What Should the U.S. do About North Korea?

By Michael Kay | USA

After the president’s tweets about North Korea on January 2nd, there has been much controversy as to how the president should handle the issue. Many believe that the provocative tweets may be an attempt to intimidate or outmaneuver Kim Jong Un, while others believe that it may simply be a president who has lost his mind. This article will ignore the latest set of tweets (and the potential political harms or gains that might follow as a result) and will analyze the two main courses that the United State’s foreign policy objective might follow.

The first potential course of action is, of course, a standoff. Should Kim Jong Un continue to oppose the United States and their interests, and threaten allies such as South Korea and Japan, it would only make sense for America to confront NK and this could prompt the war. The preamble to such an event would be simply following the current course that we are set upon. There may be hope in the prospect of NK going to the Winter Olympics in Pyeongchang, which could potentially lead to improved relations, but short of that, it seems as though Trump plans to isolate the dictator and play potentially the deadliest waiting game in the past decade.

The second (and hopefully more likely) option is to legitimize Kim Jong Un. What’s important to understand about many isolated, demonized dictators, is that one of their main objectives is for the world to recognize them, to legitimize them. We see this in cases such as with Vladimir Putin, with the Ukraine crisis, in which President Obama chose to start by imposing strict sanctions, then proceeding down the logical diplomatic path of establishing meetings with Putin, and gradually increasing sanctions. There was no effect whatsoever because dictators aren’t the ones directly hurt by economic sanctions. The greatest harm you might do to the dictator himself is to destabilize the entire country by causing starvation and unrest. Not only is this incredibly inhumane, it is also highly inefficient as it can take a very long time (for people to really turn on the dictator), and you run the risk that the dictator will simply ignore his people. However, after attempting this method for some time, the Obama administration decided to change its tactic. It proceeded to remove Russia from the G8 and to maintain the sanctions. Within a fairly short period of time, Russia agreed to come to the negotiating table, and agree to a ceasefire (during negotiations). The reason that this strategy was more successful is that rather than attempting to challenge the country on a whole, it challenged Putin’s legitimacy as a leader, by removing him from a body which signifies economic greatness.

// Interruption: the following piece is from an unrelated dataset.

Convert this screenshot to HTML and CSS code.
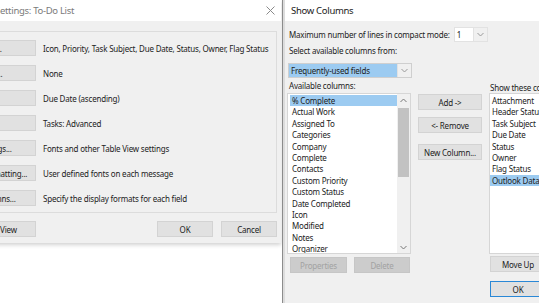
FILE: index.html
```html
<!DOCTYPE html>
<html lang="en">
<head>
  <meta charset="UTF-8">
  <title>Show Columns</title>
  <link rel="stylesheet" href="styles.css">
</head>
<body>
  <div class="screen">

    <section class="dlg view-settings">
      <header class="titlebar">
        <span class="title">Settings: To-Do List</span>
        <svg class="close" width="9" height="9" viewBox="0 0 9 9"><path d="M0.5 0.5L8.5 8.5M8.5 0.5L0.5 8.5" stroke="#8a8a8a" stroke-width="1"/></svg>
      </header>
      <div class="dlg-body">
        <div class="panel">
          <div class="row"><button class="btn side">Columns...</button><span class="desc">Icon, Priority, Task Subject, Due Date, Status, Owner, Flag Status</span></div>
          <div class="row"><button class="btn side">Group By...</button><span class="desc">None</span></div>
          <div class="row"><button class="btn side">Sort...</button><span class="desc">Due Date (ascending)</span></div>
          <div class="row"><button class="btn side">Filter...</button><span class="desc">Tasks: Advanced</span></div>
          <div class="row"><button class="btn side">Other Settings...</button><span class="desc">Fonts and other Table View settings</span></div>
          <div class="row"><button class="btn side">Conditional Formatting...</button><span class="desc">User defined fonts on each message</span></div>
          <div class="row"><button class="btn side">Format Columns...</button><span class="desc">Specify the display formats for each field</span></div>
        </div>
        <div class="footer-row">
          <button class="btn side">Reset Current View</button>
          <span class="spacer"></span>
          <button class="btn small">OK</button>
          <button class="btn small">Cancel</button>
        </div>
      </div>
    </section>

    <section class="dlg show-columns">
      <div class="sc-inner">
        <header class="titlebar active">
          <span class="title">Show Columns</span>
        </header>
        <div class="sc-body">
          <div class="line compact">
            <span>Maximum number of lines in compact mode:</span>
            <div class="combo">
              <span class="combo-value">1</span>
              <span class="combo-arrow"><svg width="7" height="5" viewBox="0 0 7 5"><path d="M0.5 1L3.5 4L6.5 1" fill="none" stroke="#999" stroke-width="1"/></svg></span>
            </div>
          </div>
          <div class="line label">Select available columns from:</div>
          <div class="combo wide">
            <span class="combo-value selected">Frequently-used fields</span>
            <span class="combo-arrow"><svg width="7" height="5" viewBox="0 0 7 5"><path d="M0.5 1L3.5 4L6.5 1" fill="none" stroke="#999" stroke-width="1"/></svg></span>
          </div>

          <div class="columns">
            <div class="col-label">Available columns:</div>
            <div class="col-label"></div>
            <div class="col-label right">Show these columns:</div>

            <div class="listbox available">
              <ul>
                <li class="sel">% Complete</li>
                <li>Actual Work</li>
                <li>Assigned To</li>
                <li>Categories</li>
                <li>Company</li>
                <li>Complete</li>
                <li>Contacts</li>
                <li>Custom Priority</li>
                <li>Custom Status</li>
                <li>Date Completed</li>
                <li>Icon</li>
                <li>Modified</li>
                <li>Notes</li>
                <li>Organizer</li>
              </ul>
              <div class="scrollbar">
                <svg class="arrow" width="7" height="5" viewBox="0 0 7 5"><path d="M0.5 4L3.5 1L6.5 4" fill="none" stroke="#777" stroke-width="1"/></svg>
                <div class="thumb"></div>
                <span class="track"></span>
                <svg class="arrow" width="7" height="5" viewBox="0 0 7 5"><path d="M0.5 1L3.5 4L6.5 1" fill="none" stroke="#777" stroke-width="1"/></svg>
              </div>
            </div>

            <div class="mid-buttons">
              <button class="btn mid">Add -&gt;</button>
              <button class="btn mid">&lt;- Remove</button>
              <button class="btn mid new">New Column...</button>
            </div>

            <div class="listbox shown">
              <ul>
                <li>Attachment</li>
                <li>Header Status</li>
                <li>Task Subject</li>
                <li>Due Date</li>
                <li>Status</li>
                <li>Owner</li>
                <li>Flag Status</li>
                <li class="sel">Outlook Data File</li>
              </ul>
            </div>

            <div class="list-actions">
              <button class="btn disabled">Properties</button>
              <button class="btn disabled">Delete</button>
            </div>
            <div></div>
            <div class="right-actions">
              <button class="btn small">Move Up</button>
              <button class="btn small default">OK</button>
            </div>
          </div>
        </div>
      </div>
    </section>

  </div>
</body>
</html>
```

FILE: styles.css
```css
* { box-sizing: border-box; }

html, body {
  margin: 0;
  padding: 0;
  width: 539px;
  height: 303px;
  overflow: hidden;
  background: #fff;
  font-family: 'Noto Sans', 'Open Sans', sans-serif;
  font-size: 8px;
  letter-spacing: -0.2px;
  color: #222;
}

.screen {
  display: flex;
  align-items: flex-start;
  width: 539px;
  height: 303px;
}

.btn {
  font-family: inherit;
  font-size: 8px;
  letter-spacing: -0.2px;
  color: #222;
  background: #e1e1e1;
  border: 1px solid #d3d3d3;
  height: 16px;
  padding: 0;
  margin: 0;
  white-space: nowrap;
  overflow: hidden;
}

.btn.disabled {
  background: #cccccc;
  border-color: #c6c6c6;
  color: #a2a2a2;
}

.btn.default {
  border-color: #2a88d6;
}

/* window chrome */
.titlebar {
  height: 21px;
  background: #fff;
  display: flex;
  align-items: center;
  font-size: 9.5px;
  letter-spacing: -0.3px;
  white-space: nowrap;
}

.view-settings .titlebar .title {
  color: #7a7a7a;
  padding-left: 75px;
}

.titlebar.active .title {
  color: #1a1a1a;
  padding-left: 6px;
}

.titlebar .close {
  margin-left: auto;
  margin-right: 6px;
}

/* left: view settings dialog */
.view-settings {
  flex: none;
  width: 361px;
  margin-left: -80px;
  box-shadow: 0 2px 4px rgba(0, 0, 0, 0.18);
}

.dlg-body {
  background: #f0f0f0;
  height: 222px;
  padding: 10px 4px 0 4px;
}

.panel {
  border: 1px solid #dcdcdc;
  height: 182px;
  padding: 8px 0 0 5px;
  display: flex;
  flex-direction: column;
  gap: 9px;
}

.row {
  display: flex;
  align-items: center;
  height: 16px;
  white-space: nowrap;
}

.btn.side {
  width: 106px;
  flex: none;
}

.desc {
  margin-left: 7px;
}

.footer-row {
  display: flex;
  align-items: center;
  margin-top: 8px;
  padding-left: 6px;
  gap: 8px;
}

.spacer { flex: 1; }

.btn.small {
  width: 56px;
}

/* right: show columns dialog */
.show-columns {
  flex: 1;
  align-self: stretch;
  margin-left: 1px;
  border-left: 1px solid #8c8c8c;
  display: flex;
}

.sc-inner {
  flex: 1;
  border-left: 2px solid #dcdcdc;
  display: flex;
  flex-direction: column;
}

.sc-body {
  flex: 1;
  background: #f0f0f0;
  padding: 6px 0 0 2px;
  white-space: nowrap;
}

.line {
  padding-left: 2px;
}

.compact {
  display: flex;
  align-items: center;
  gap: 4px;
}

.label {
  height: 12px;
  line-height: 12px;
  margin-top: 3px;
}

.combo {
  display: flex;
  height: 15px;
  border: 1px solid #e2e2e2;
  background: #fff;
}

.combo-value {
  width: 18px;
  padding-left: 2px;
  line-height: 13px;
}

.combo-arrow {
  width: 14px;
  background: #f0f0f0;
  display: flex;
  align-items: center;
  justify-content: center;
  border-left: 1px solid #e2e2e2;
}

.combo.wide {
  width: 124px;
  height: 15px;
  margin-top: 6px;
  margin-left: 1px;
  border-color: #cfcfcf;
}

.combo.wide .combo-value {
  width: 110px;
  padding-left: 2px;
}

.selected {
  background: #9ccbf1;
}

.columns {
  display: grid;
  grid-template-columns: 124px 64px 120px;
  column-gap: 7px;
  margin-top: 1px;
}

.col-label {
  height: 14px;
  line-height: 14px;
  padding-left: 2px;
}

.col-label.right {
  padding-left: 1px;
  padding-top: 2px;
}

.listbox {
  height: 161px;
  background: #fff;
  border: 1px solid #d6d6d6;
  display: flex;
  overflow: hidden;
}

.listbox ul {
  list-style: none;
  margin: 0;
  padding: 1px 0 0 2px;
  flex: 1;
}

.listbox li {
  height: 11.4px;
  line-height: 11.4px;
  padding-left: 2px;
}

.listbox li.sel {
  background: #9ccbf1;
}

.listbox.shown ul {
  padding-left: 0;
}

.scrollbar {
  width: 13px;
  background: #f0f0f0;
  display: flex;
  flex-direction: column;
  align-items: center;
  padding: 4px 0 3px;
}

.scrollbar .thumb {
  width: 11px;
  height: 69px;
  margin-top: 5px;
  background: #c2c2c2;
}

.scrollbar .track { flex: 1; }

.mid-buttons {
  display: flex;
  flex-direction: column;
  padding-top: 1px;
}

.btn.mid {
  width: 64px;
  margin-bottom: 7px;
}

.btn.mid.new {
  margin-top: 4px;
}

.list-actions {
  display: flex;
  gap: 7px;
  padding-left: 3px;
  margin-top: 3px;
}

.list-actions .btn:first-child { width: 57px; }
.list-actions .btn:last-child { width: 56px; }

.right-actions {
  display: flex;
  flex-direction: column;
  gap: 9px;
  margin-top: 2px;
  padding-left: 1px;
}
```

The same logic can be used when examining some of Kim Jong Un’s decisions. For example, the constant nuclear tests serve a dual purpose. First, they threaten potential enemies which can be looked at as a system of preemptive deterrence. Second (and potentially more relevantly), they aim to prove that Kim Jong Un is powerful, and a “real” leader. However, we’ve already ostracized North Korea, so the strategy that may be required would be somewhat different, in that it would have to be a carrot on a stick approach. The US could offer North Korea a spot at the Olympics (of course the rest of the global community would have to agree), in exchange for a small concession, for example, the signing of an official end to the Korean War. This may seem meaningless, but its significance is that it means that the US would stop sending troops, and weapons to the Korean Peninsula. This, in turn, would make Kim Jong Un feel somewhat safer and would reduce the need for a nuclear deterrent, meaning the stoppage (or at least reduction in frequency) of the nuclear tests. Afterwards, the US could trade a stop at the WTO, development aid, or a trade agreement for further concessions such as an agreement to refrain from weaponizing Uranium. If Kim Jong Un feels as though he has a seat at the table, he is less likely to try and blow the table up. Giving Kim Jong Un the illusion of a spot at the table isn’t all that difficult, or costly, as the vast majority of the concessions that would be made by the US would be political ones, rather than monetary.

The current US strategy to counter North Korea is highly ineffective and very dangerous. Trump should change the tactic to one in which North Korea would eventually become assimilated into the global community. It will be an uphill battle, and a very dangerous one, but the alternative is far more dangerous, with no potential for a “happy” ending.